Exercise prompt
Using the listing below, give again exactly the lines from the line with "Write the React" to the line with "import React from 'react';", inclusive, without the pictures.

Raw records

====

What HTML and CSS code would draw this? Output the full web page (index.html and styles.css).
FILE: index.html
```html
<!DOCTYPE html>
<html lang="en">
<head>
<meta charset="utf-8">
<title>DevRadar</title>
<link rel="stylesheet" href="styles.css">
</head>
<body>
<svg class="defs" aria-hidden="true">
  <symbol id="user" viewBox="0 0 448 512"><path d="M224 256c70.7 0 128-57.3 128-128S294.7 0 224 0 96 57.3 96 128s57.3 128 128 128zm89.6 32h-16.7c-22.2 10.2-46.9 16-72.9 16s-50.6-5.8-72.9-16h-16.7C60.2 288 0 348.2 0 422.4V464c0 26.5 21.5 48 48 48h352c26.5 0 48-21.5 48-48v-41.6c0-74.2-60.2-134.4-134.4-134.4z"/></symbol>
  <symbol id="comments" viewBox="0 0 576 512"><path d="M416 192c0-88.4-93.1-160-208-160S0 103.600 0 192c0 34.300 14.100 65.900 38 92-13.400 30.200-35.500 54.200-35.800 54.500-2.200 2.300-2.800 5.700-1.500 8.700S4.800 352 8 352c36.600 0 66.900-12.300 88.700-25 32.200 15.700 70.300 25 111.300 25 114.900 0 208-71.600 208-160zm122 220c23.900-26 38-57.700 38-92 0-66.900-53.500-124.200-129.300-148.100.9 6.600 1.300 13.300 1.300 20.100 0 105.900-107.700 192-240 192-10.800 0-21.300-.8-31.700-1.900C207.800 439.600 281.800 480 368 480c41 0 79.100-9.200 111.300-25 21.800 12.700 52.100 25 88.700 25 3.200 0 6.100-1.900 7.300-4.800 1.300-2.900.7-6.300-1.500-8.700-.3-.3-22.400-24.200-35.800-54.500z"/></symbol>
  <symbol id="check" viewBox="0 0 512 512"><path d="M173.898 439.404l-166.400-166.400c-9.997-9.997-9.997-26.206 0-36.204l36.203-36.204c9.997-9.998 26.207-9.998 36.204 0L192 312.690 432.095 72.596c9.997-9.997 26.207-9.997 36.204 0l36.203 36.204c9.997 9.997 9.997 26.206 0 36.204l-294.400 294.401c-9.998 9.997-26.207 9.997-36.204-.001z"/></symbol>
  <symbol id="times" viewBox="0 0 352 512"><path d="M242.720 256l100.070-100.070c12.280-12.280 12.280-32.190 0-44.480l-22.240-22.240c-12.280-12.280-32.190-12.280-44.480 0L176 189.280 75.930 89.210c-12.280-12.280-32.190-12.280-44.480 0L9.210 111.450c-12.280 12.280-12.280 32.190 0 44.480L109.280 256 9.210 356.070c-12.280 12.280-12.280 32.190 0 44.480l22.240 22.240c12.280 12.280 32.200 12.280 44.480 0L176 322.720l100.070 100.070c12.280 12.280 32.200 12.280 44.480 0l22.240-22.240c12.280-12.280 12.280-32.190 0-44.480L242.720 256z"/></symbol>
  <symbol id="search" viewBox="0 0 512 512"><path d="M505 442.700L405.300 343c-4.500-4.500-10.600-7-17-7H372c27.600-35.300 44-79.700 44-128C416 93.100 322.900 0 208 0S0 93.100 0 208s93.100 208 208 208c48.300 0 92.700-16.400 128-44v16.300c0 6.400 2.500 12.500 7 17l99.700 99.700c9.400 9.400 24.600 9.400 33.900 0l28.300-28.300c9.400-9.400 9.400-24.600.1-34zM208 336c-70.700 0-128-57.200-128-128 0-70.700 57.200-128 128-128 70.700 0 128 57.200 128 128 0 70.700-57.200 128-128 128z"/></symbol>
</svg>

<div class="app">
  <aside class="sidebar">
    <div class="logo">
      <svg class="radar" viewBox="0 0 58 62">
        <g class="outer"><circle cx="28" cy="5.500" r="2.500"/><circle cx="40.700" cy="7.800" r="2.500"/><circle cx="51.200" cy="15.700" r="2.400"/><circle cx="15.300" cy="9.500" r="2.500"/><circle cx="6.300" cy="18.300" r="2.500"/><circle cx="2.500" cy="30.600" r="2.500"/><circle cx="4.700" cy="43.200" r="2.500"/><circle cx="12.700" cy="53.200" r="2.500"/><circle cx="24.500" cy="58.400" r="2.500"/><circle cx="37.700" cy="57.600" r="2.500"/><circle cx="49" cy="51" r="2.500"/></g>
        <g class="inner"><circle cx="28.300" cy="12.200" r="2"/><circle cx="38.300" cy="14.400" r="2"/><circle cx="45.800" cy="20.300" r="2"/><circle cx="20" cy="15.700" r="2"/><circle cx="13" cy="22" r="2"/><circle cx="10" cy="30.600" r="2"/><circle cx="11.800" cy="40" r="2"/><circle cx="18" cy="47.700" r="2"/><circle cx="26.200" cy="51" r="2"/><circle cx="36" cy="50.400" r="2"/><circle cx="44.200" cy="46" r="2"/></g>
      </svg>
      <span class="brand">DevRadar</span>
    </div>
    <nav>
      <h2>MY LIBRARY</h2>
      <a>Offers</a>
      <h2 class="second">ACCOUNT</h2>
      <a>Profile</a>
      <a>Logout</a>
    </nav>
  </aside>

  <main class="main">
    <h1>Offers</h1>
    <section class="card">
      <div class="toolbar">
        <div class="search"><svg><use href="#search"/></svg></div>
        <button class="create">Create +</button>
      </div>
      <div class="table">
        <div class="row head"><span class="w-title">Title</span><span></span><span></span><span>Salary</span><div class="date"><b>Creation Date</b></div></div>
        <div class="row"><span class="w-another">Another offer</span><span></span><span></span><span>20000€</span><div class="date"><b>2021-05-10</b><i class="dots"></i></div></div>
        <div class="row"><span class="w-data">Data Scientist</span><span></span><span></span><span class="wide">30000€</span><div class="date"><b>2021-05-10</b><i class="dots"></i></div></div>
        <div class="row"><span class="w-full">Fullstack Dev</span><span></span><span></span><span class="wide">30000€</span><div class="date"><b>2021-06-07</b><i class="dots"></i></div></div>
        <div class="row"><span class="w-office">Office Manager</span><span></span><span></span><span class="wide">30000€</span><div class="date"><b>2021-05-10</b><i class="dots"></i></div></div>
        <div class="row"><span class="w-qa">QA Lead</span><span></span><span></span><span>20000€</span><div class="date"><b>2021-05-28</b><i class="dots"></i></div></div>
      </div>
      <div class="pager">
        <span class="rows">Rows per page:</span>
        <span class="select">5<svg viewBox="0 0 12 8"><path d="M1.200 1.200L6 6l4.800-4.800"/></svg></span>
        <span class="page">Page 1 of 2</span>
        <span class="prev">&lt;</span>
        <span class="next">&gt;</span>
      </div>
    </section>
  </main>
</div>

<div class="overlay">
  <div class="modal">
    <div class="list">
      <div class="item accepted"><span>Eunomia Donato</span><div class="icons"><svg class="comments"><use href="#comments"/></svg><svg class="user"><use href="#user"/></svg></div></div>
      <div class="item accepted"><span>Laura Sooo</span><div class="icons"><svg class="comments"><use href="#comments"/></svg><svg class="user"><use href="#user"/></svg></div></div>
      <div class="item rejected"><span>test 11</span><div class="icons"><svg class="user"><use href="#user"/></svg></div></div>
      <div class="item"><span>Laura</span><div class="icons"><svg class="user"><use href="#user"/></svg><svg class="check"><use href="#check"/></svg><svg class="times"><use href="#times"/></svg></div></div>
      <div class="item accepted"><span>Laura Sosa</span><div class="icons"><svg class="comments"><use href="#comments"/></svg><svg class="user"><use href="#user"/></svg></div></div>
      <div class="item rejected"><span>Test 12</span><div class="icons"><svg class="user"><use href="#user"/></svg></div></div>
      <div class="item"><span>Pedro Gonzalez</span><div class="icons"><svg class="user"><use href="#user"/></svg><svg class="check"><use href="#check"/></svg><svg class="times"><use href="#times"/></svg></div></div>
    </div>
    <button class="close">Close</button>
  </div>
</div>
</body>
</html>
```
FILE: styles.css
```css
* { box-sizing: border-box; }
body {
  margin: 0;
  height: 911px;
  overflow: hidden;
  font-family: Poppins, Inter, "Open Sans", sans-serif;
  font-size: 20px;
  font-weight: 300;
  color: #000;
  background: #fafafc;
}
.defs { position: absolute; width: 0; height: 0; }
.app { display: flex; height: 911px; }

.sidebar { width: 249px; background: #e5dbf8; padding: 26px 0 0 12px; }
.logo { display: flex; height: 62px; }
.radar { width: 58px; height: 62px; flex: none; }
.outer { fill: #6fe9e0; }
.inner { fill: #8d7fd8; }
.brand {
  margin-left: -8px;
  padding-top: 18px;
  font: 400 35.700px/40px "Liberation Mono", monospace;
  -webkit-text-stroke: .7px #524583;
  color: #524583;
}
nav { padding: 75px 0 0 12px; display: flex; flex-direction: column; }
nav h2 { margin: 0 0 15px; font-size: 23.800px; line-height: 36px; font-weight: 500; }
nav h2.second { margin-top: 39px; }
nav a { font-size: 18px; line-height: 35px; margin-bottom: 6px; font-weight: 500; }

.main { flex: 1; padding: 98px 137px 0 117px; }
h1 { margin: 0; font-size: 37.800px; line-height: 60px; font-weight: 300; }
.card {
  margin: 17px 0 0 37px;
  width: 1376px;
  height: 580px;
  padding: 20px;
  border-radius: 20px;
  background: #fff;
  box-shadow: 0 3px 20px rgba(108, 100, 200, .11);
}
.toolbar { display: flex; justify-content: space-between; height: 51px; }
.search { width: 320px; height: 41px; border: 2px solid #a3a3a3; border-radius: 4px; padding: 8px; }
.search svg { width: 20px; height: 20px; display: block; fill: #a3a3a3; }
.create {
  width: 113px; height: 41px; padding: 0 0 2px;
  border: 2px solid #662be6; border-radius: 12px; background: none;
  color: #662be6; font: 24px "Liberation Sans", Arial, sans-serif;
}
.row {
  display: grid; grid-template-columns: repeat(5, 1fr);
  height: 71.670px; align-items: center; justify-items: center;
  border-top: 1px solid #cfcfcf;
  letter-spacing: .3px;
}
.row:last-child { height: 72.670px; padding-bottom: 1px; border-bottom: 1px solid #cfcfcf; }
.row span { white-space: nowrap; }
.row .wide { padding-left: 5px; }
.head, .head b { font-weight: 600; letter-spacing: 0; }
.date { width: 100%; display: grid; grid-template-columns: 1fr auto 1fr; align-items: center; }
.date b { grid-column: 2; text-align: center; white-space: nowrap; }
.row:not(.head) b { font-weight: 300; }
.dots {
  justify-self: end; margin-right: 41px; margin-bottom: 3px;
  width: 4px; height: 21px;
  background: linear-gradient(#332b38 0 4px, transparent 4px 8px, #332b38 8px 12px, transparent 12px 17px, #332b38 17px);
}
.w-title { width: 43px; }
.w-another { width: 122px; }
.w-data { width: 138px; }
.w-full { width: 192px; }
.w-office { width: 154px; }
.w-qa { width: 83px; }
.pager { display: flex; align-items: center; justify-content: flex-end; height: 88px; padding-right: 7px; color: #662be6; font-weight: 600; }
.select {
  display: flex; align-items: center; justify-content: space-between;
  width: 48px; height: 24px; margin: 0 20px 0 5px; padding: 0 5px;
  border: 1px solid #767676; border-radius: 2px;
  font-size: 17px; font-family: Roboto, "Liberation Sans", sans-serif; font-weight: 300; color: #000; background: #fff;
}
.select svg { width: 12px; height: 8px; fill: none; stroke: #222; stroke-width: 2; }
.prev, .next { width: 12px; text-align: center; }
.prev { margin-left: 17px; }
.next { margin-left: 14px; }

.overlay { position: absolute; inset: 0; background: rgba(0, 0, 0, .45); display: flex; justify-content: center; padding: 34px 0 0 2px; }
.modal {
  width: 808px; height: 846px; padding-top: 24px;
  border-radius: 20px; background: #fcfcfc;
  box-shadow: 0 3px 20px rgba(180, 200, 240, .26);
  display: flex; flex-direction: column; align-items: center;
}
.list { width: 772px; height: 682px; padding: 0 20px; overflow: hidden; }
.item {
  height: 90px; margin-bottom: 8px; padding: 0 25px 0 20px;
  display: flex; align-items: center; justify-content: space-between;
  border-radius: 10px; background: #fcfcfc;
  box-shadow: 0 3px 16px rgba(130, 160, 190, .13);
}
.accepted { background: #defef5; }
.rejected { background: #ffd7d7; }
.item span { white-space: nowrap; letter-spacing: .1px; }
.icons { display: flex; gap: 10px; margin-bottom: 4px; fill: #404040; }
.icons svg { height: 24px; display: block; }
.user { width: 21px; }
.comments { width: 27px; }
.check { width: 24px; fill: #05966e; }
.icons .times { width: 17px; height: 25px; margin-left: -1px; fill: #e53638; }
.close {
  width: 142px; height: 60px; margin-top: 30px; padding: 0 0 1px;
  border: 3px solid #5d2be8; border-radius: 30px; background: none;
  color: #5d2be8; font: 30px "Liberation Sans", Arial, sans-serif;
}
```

====

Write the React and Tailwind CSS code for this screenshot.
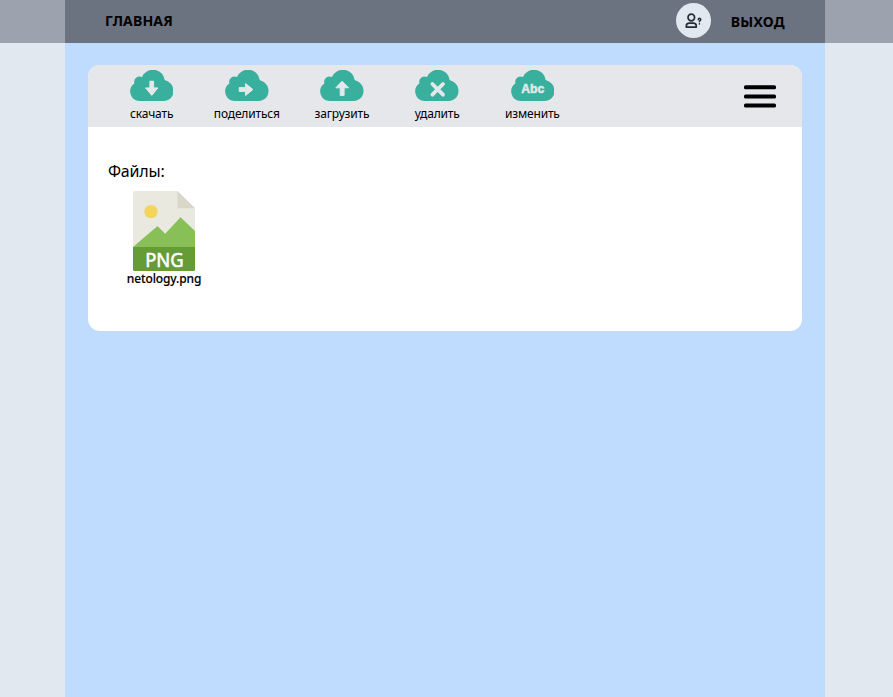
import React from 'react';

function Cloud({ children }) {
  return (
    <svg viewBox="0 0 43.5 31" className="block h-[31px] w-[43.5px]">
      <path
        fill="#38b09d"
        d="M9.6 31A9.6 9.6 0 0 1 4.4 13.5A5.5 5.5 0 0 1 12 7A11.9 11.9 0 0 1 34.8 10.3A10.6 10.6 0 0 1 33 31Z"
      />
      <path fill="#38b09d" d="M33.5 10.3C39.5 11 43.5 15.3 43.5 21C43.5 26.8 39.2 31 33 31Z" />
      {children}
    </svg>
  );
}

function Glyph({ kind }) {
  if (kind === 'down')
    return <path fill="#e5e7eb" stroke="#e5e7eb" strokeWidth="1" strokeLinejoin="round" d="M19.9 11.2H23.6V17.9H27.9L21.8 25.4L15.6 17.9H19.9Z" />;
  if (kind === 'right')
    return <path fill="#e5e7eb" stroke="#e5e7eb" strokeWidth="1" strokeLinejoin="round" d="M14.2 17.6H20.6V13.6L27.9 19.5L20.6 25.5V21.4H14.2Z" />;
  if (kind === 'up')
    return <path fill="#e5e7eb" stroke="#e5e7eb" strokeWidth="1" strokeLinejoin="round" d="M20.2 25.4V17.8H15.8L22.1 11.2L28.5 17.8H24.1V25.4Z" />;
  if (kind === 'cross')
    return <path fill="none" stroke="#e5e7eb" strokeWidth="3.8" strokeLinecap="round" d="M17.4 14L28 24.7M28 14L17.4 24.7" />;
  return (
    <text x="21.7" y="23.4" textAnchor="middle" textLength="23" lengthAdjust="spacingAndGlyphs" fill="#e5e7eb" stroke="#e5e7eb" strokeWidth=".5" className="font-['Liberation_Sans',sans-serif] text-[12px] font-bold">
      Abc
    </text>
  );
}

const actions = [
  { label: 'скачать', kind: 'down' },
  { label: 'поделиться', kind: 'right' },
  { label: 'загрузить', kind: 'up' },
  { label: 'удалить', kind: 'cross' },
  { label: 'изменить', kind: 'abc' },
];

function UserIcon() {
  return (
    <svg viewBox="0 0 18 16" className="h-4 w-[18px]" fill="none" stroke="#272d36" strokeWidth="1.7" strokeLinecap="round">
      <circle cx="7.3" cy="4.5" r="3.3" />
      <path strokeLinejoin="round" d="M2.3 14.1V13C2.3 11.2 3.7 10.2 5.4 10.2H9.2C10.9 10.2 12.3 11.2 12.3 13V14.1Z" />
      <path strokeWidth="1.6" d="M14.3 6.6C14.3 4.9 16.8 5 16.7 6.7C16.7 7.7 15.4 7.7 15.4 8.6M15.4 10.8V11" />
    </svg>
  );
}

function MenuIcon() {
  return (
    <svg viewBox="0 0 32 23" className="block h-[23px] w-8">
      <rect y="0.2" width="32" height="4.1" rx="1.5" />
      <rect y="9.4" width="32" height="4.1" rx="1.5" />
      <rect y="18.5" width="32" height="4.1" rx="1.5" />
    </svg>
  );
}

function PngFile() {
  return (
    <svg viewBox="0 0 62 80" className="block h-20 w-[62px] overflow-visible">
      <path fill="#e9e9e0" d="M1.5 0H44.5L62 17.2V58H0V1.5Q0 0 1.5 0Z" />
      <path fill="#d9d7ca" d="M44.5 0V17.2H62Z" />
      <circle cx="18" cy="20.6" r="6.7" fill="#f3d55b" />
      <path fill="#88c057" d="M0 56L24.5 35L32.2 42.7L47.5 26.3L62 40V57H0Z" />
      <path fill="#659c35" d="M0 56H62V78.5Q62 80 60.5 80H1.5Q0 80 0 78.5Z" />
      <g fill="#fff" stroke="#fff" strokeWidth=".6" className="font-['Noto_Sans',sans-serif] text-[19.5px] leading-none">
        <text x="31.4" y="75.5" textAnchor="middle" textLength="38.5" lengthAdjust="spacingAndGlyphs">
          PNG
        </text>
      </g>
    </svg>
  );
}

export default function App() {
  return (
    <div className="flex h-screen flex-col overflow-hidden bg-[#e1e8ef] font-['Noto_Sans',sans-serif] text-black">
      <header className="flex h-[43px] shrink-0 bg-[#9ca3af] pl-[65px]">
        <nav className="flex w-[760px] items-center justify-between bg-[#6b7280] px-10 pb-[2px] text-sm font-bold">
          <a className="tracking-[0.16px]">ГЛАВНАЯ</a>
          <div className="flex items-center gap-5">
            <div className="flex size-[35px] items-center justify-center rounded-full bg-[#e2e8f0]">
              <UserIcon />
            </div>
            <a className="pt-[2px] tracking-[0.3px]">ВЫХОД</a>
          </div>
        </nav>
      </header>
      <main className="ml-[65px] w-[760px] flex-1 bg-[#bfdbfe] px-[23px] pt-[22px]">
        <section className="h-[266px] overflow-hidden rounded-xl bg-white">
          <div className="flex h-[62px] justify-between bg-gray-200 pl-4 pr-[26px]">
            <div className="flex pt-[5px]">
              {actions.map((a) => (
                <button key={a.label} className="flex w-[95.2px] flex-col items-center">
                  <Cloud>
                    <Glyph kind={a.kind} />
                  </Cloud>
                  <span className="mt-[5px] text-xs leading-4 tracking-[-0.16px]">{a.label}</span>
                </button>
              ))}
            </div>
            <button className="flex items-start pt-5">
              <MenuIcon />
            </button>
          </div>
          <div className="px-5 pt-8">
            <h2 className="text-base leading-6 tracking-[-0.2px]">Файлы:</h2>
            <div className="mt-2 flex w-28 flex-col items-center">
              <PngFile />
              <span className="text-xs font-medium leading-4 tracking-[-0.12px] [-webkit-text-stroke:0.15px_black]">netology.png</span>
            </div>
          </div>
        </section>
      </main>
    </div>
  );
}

====

Output for this task
Write the React and Tailwind CSS code for this screenshot.
import React from 'react';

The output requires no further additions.